Abstract 140: Role of miR-181c in Mitochondrial Matrix Calcium Accumulation During Ischemia/Reperfusion Injury in the Heart

Background: We have identified a microRNA, miR-181c, which can translocate into the mitochondria of cardiomyocytes, and regulate the mitochondrial gene mt-COX1. Recently, we have also demonstrated that miR-181c/d -/- mice are protected against ischemia/reperfusion (I/R) injury by attenuating oxidative stress in the heart. Previous data also suggest that overexpression of miR-181c in the heart can activate Ca 2+ entry into mitochondria.
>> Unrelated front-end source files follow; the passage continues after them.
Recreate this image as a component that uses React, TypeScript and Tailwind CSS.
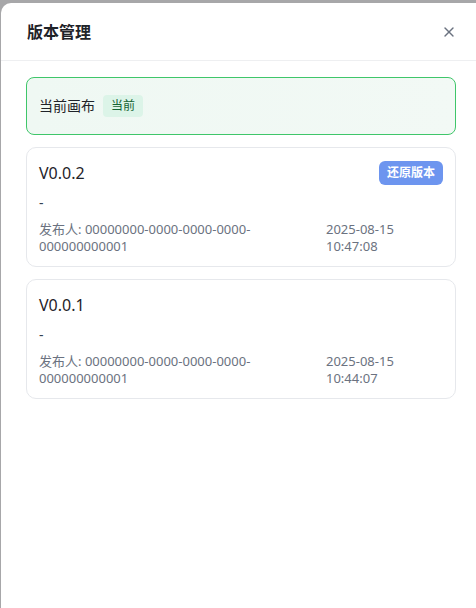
import { X } from 'lucide-react';

const FONT = '"Noto Sans", "Noto Sans CJK SC", sans-serif';

interface Version {
  name:      string;
  publisher: string;
  date:      string;
  time:      string;
  canRestore?: boolean;
}

const VERSIONS: Version[] = [
  { name: 'V0.0.2', publisher: '00000000-0000-0000-0000-000000000001', date: '2025-08-15', time: '10:47:08', canRestore: true },
  { name: 'V0.0.1', publisher: '00000000-0000-0000-0000-000000000001', date: '2025-08-15', time: '10:44:07' },
];

function VersionCard({ v }: { v: Version }) {
  return (
    <div className="rounded-[10px] border border-[#e6e8ec] bg-white px-[12px] pt-[13px] pb-[11px]">
      <div className="flex h-6 items-center justify-between">
        <span className="text-[16px] text-[#1f2329]">{v.name}</span>
        {v.canRestore && (
          <button className="h-6 rounded-md bg-[#6d95ef] px-2 text-xs font-semibold text-white">
            还原版本
          </button>
        )}
      </div>
      <div className="mt-2 text-sm leading-5 text-[#374151]">-</div>
      <div className="mt-2 flex justify-between gap-2 text-[13px] leading-[17px] text-[#6b7280]">
        <span className="break-all">发布人: {v.publisher.slice(0, 24)}<br />{v.publisher.slice(24)}</span>
        <span className="w-[117px] shrink-0">
          {v.date}
          <br />
          {v.time}
        </span>
      </div>
    </div>
  );
}

export default function App() {
  return (
    <div className="h-[608px] w-[476px] overflow-hidden bg-[#a7a7a9] pt-[3px] pl-[1px]" style={{ fontFamily: FONT }}>
      <div className="h-[620px] w-[480px] rounded-tl-[10px] bg-white">
        <div className="flex h-[58px] items-center justify-between border-b border-[#eeeff1] pl-[26px] pr-[24px]">
          <h2 className="text-base font-bold text-[#1f2329]">版本管理</h2>
          <X className="h-4 w-4 text-[#6b7280]" strokeWidth={2} />
        </div>

        <div className="space-y-3 px-[25px] pt-4">
          <div className="flex h-[58px] items-center gap-2 rounded-[8px] border border-[#3fc66a] bg-gradient-to-r from-[#eff8f3] to-[#f2f9f5] px-[12px]">
            <span className="text-sm text-[#1f2329]">当前画布</span>
            <span className="rounded-[4px] bg-[#dcf4e8] px-2 py-[3px] text-xs text-[#166534]">当前</span>
          </div>

          {VERSIONS.map((v) => (
            <VersionCard key={v.name} v={v} />
          ))}
        </div>
      </div>
    </div>
  );
}
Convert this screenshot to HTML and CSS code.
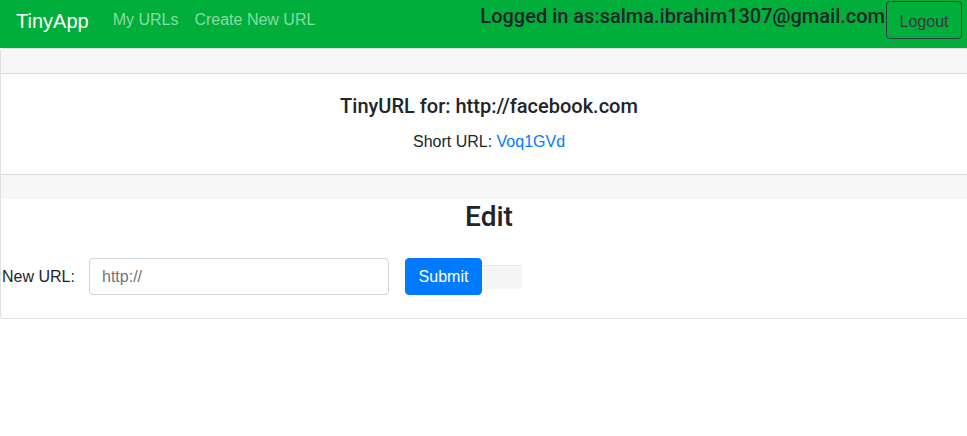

Here, we investigate the mechanism by which miR-181c regulates Ca 2+ influx into the mitochondrial matrix. Methods and Results: We found both Mitochondrial Calcium Uptake 1 (MICU1) and mitochondrial respiratory complex IV (COX IV) expression are markedly higher in the miR-181c/d -/- mouse heart. Immunoprecipitated with MICU1, and then immunoblot for different sub-units of COX IV confirmed a protein-protein interaction between MICU1 and COX IV. We have also found significantly less Pyruvate Dehydrogenase (PDH) activity in neonatal mouse ventricular myocytes (NMVMs) isolated from miR-181c/d -/- mouse compared to C57BL6 (WT), suggesting significantly lower mitochondrial Ca 2+ -concentrations in the miR-181c/d -/- group. Utilizing a coverslip induced I/R-model, we observe that siRNAs against MICU1 (si-MICU1) during the ischemic phase significantly increase Ca 2+ -entry into the mitochondria of the NMVMs. Lowering MICU1 also significantly increases Ca 2+ -entry into the mitochondria after 30 min of ischemia in miR-181c/d -/- NMVMs. Furthermore, 30 min ischemia followed by 30 min reperfusion in NMVM monolayers led to significantly less oscillatory instability in mitochondrial inner membrane potential (ΔΨ m ) in miR-181c/d -/- NMVMs compared with WT NMVMs. However, using si-MICU1 in the miR-181c/d -/- NMVM group attenuated mitochondrial protection against I/R-injury. Conclusions: MICU1 is directly associated with complex IV. Thus, miR-181c can regulate mitochondrial Ca 2+ -entry by targeting mt-COX1 during I/R injury.